Nansen Island (о́стров На́нсена; Ostrov Nansena) is an island in Franz Josef Land, Russia. The island is partly glaciated and its area is 164 km2. The highest point of the island is 372 m.

Nansen Island is named in the honor and memory of Arctic explorer Fridtjof Nansen, who explored and charted the Franz Josef Archipelago in 1896.
==Geography==
The island is located in the center of a cluster of islands of similar size separated from each other by narrow sounds. The channel to the southwest of the subgroup is Proliv Allen-Yung (пролив Аллен-Юнг), the one at the southeast is Proliv Sidorova (пролив Сидорова), the channel to the northeast is the Markham Sound (пролив Маркама), and the one in the west is the Proliv Britansky Kanal (пролив Британский Канал).

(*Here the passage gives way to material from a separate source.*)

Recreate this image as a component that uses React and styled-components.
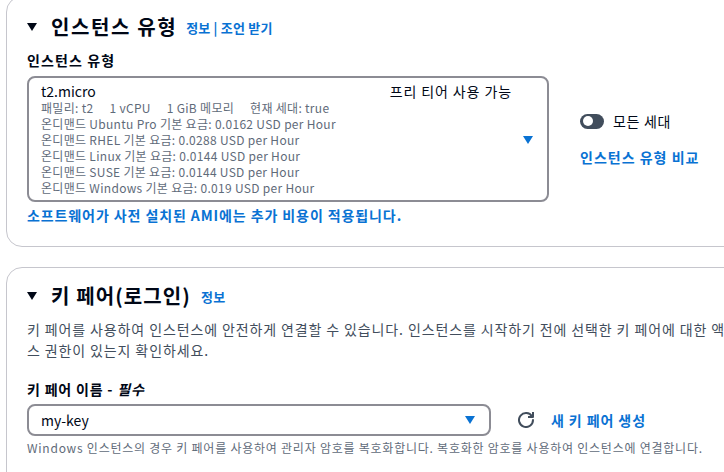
import React from "react";
import styled, { createGlobalStyle } from "styled-components";

const GlobalStyle = createGlobalStyle`
  html, body {
    margin: 0;
    padding: 0;
    background: #ffffff;
    overflow: hidden;
  }
  body {
    font-family: "Noto Sans CJK KR", "Noto Sans", sans-serif;
    color: #000716;
  }
`;

const Page = styled.div`
  width: 800px;
  padding-left: 6px;
  margin-top: -4px;
  display: flex;
  flex-direction: column;
  gap: 20px;
`;

const Card = styled.section`
  border: 1px solid #c6c6cd;
  border-radius: 16px;
  background: #ffffff;
  padding: ${(p) => p.$pad};
`;

const Header = styled.div`
  display: flex;
  align-items: center;
  height: 30px;
`;

const Caret = styled.span`
  width: 0;
  height: 0;
  border-left: 5.5px solid transparent;
  border-right: 5.5px solid transparent;
  border-top: 8px solid ${(p) => p.$color};
  flex: none;
  margin-left: ${(p) => p.$ml || 0}px;
`;

const Title = styled.h2`
  margin: 0 ${(p) => p.$mr}px 0 14px;
  font-size: 20px;
  line-height: 30px;
  font-weight: 700;
  letter-spacing: ${(p) => p.$ls}px;
  color: #000716;
`;

const InfoLinks = styled.span`
  font-size: 13px;
  font-weight: 700;
  letter-spacing: 0.2px;
  color: #0972d3;
  line-height: 20px;
  padding-top: 2px;
`;

const Label = styled.div`
  font-size: 14px;
  font-weight: 700;
  line-height: 20px;
  letter-spacing: ${(p) => p.$ls}px;
  color: #000716;
  margin-top: ${(p) => p.$mt}px;
  em {
    font-style: italic;
  }
`;

const SelectRow = styled.div`
  display: flex;
  align-items: center;
  margin-top: ${(p) => p.$mt}px;
`;

const SelectBox = styled.div`
  box-sizing: border-box;
  width: ${(p) => p.$w}px;
  height: ${(p) => p.$h}px;
  border: 2px solid #8c8c94;
  border-radius: 8px;
  display: flex;
  align-items: center;
  padding: ${(p) => p.$pad};
  flex: none;
`;

const OptionBody = styled.div`
  flex: 1;
  align-self: stretch;
  display: flex;
  flex-direction: column;
`;

const FirstLine = styled.div`
  display: flex;
  justify-content: space-between;
  font-size: 14px;
  line-height: 18px;
  color: #000716;
`;

const Tag = styled.span`
  letter-spacing: 0.9px;
`;

const Detail = styled.div`
  display: flex;
  gap: 16px;
  font-size: 12px;
  line-height: 16px;
  letter-spacing: 0.3px;
  color: #5f6b7a;
  white-space: nowrap;
`;

const ValueText = styled.span`
  flex: 1;
  font-size: 14px;
  line-height: 20px;
  color: #000716;
`;

const SideColumn = styled.div`
  margin-left: 31px;
  display: flex;
  flex-direction: column;
  gap: 16px;
`;

const ToggleRow = styled.div`
  display: flex;
  align-items: center;
  gap: 9px;
  font-size: 14px;
  line-height: 20px;
  letter-spacing: 0.7px;
  color: #000716;
`;

const Toggle = styled.span`
  position: relative;
  width: 24px;
  height: 15px;
  border-radius: 8px;
  background: #414d5c;
  flex: none;
  &::after {
    content: "";
    position: absolute;
    left: 3px;
    top: 2.5px;
    width: 10px;
    height: 10px;
    border-radius: 50%;
    background: #ffffff;
  }
`;

const BoldLink = styled.span`
  display: block;
  font-size: 14px;
  line-height: ${(p) => p.$lh || 20}px;
  font-weight: 700;
  letter-spacing: ${(p) => p.$ls || 1}px;
  color: #0972d3;
  margin-top: ${(p) => p.$mt || 0}px;
  margin-left: ${(p) => p.$ml || 0}px;
`;

const Description = styled.p`
  margin: 8px 0 0;
  width: 719px;
  font-size: 14px;
  line-height: 21px;
  letter-spacing: 0.88px;
  color: #414d5c;
`;

const Helper = styled.div`
  margin-top: 4px;
  font-size: 12px;
  line-height: 16px;
  letter-spacing: 0.76px;
  color: #5f6b7a;
  white-space: nowrap;
`;

const IconSvg = styled.svg`
  flex: none;
  margin-left: 27px;
`;

const RefreshIcon = () => (
  <IconSvg width="16" height="16" viewBox="0 0 16 16">
    <path d="M10 5h5V0" fill="none" stroke="#414d5c" strokeWidth="2" strokeLinejoin="round" />
    <path
      d="M15 8a7 7 0 1 1-1-3.6"
      fill="none"
      stroke="#414d5c"
      strokeWidth="2"
      strokeLinecap="round"
    />
  </IconSvg>
);

const prices = [
  ["Ubuntu Pro", "0.0162"],
  ["RHEL", "0.0288"],
  ["Linux", "0.0144"],
  ["SUSE", "0.0144"],
  ["Windows", "0.019"],
];

export default function App() {
  return (
    <>
      <GlobalStyle />
      <Page>
        <Card $pad="15px 20px 22px">
          <Header>
            <Caret $color="#000716" />
            <Title $ls={1.6} $mr={9}>
              인스턴스 유형
            </Title>
            <InfoLinks>정보 | 조언 받기</InfoLinks>
          </Header>
          <Label $mt={8} $ls={1.1}>
            인스턴스 유형
          </Label>
          <SelectRow $mt={6}>
            <SelectBox $w={522} $h={126} $pad="4px 14px 3px 12px">
              <OptionBody>
                <FirstLine>
                  <span>t2.micro</span>
                  <Tag>프리 티어 사용 가능</Tag>
                </FirstLine>
                <Detail>
                  <span>패밀리: t2</span>
                  <span>1 vCPU</span>
                  <span>1 GiB 메모리</span>
                  <span>현재 세대: true</span>
                </Detail>
                {prices.map(([os, price]) => (
                  <Detail key={os}>
                    <span>
                      온디맨드 {os} 기본 요금: {price} USD per Hour
                    </span>
                  </Detail>
                ))}
              </OptionBody>
              <Caret $color="#0972d3" $ml={11} />
            </SelectBox>
            <SideColumn>
              <ToggleRow>
                <Toggle />
                <span>모든 세대</span>
              </ToggleRow>
              <BoldLink>인스턴스 유형 비교</BoldLink>
            </SideColumn>
          </SelectRow>
          <BoldLink $lh={18} $mt={4} $ls={0.9}>
            소프트웨어가 사전 설치된 AMI에는 추가 비용이 적용됩니다.
          </BoldLink>
        </Card>
        <Card $pad="13px 20px 40px">
          <Header>
            <Caret $color="#000716" />
            <Title $ls={1.1} $mr={10}>
              키 페어(로그인)
            </Title>
            <InfoLinks>정보</InfoLinks>
          </Header>
          <Description>
            키 페어를 사용하여 인스턴스에 안전하게 연결할 수 있습니다. 인스턴스를 시작하기 전에 선택한 키 페어에 대한 액세스 권한이 있는지 확인하세요.
          </Description>
          <Label $mt={18} $ls={0.8}>
            키 페어 이름 - <em>필수</em>
          </Label>
          <SelectRow $mt={5}>
            <SelectBox $w={464} $h={32} $pad="0 14px 0 12px">
              <ValueText>my-key</ValueText>
              <Caret $color="#0972d3" />
            </SelectBox>
            <RefreshIcon />
            <BoldLink $ml={17} $ls={0.9}>
              새 키 페어 생성
            </BoldLink>
          </SelectRow>
          <Helper>
            Windows 인스턴스의 경우 키 페어를 사용하여 관리자 암호를 복호화합니다. 복호화한 암호를 사용하여 인스턴스에 연결합니다.
          </Helper>
        </Card>
      </Page>
    </>
  );
}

Mys Artura is the cape in the north of the island. The cape in the southwest is known as Mys Ushakova, after Russian Arctic explorer Georgy Ushakov, and the southernmost point is called Mys Teylora (Cape Taylor).
===Adjacent islands===
====Wilton Island====
Ostrov Uiltona (Остров Уилтона), Wilton Island is a small island off Nansen Island's northeastern coast. It is separated from it by a 1 km narrow sound. It was named after Scottish explorer David W. Wilton of the 1894-1897 Jackson-Harmsworth expedition. Wilton had lived for some years in the north of Russia before joining the expedition.
====Bromwich Island====
Ostrov Bromidzh (Остров Бромидж), Bromwich Island lies east of Nansen Island; (lat 80.49 long 54.9). It is covered by an ice-cap, but it has a few unglacierized areas at small points near its shores. Maximum height 392 m.
====Brice Island====
Ostrov Braysa (Остров Брайса), Brice Island lies south of Bromwich Island. There is an icecap in the middle of the island but large swathes of land are unglacierized in the north and southwest. It has a maximum height of 409 m. This island was named after U.S. senator Calvin S. Brice who had donated $ 200 to the Wellman expedition.

====Pritchett Island====
Ostrov Pritchetta (Остров Притчетта), Pritchett Island lies off Nansen Island's southern shore. This island is quite large and has a few areas free of glaciers. Highest point 401 m. The name of this island most likely honours Henry Smith Pritchett, who was involved in the scientific advisory committee for Wellman's expedition.
====Bliss Island====
Ostrov Blissa (Остров Блисса), Bliss Island lies south of Pritchett Island. It is partly unglacierized. Wellman named this island after U.S. Secretary of the Interior Cornelius Newton Bliss who donated 250 $ to the expedition.
====Jefferson Island====
Ostrov Dzheffersona (Остров Джефферсона), Jefferson Island is a much smaller island lying off Nansen Island's southwestern shore. The island first appears as Jeaffreson Island on the maps of the Jackson-Harmsworth expedition. Contemporary Arctic explorer J. Russel-Jeaffreson, who helped with the preparation for the expedition, may be the source for the name.
====Koetlitz Island====
Ostrov Ketlitsa (Остров Кётлица), Koetlitz Island is a long island which lies off the northwestern tip of Nansen island. Glacierized, maximum height 158 m. The cape at its northern end is known as Mys Polyarnogo Siyaniya and its southernmost came is Mys Giuys. The channel separating this island from Nansen island is known as Proliv Roberta Piliya. Koetlitz Island was named in honor of the geologist of the Jackson-Harmsworth expedition, Dr. Reginald Koettlitz.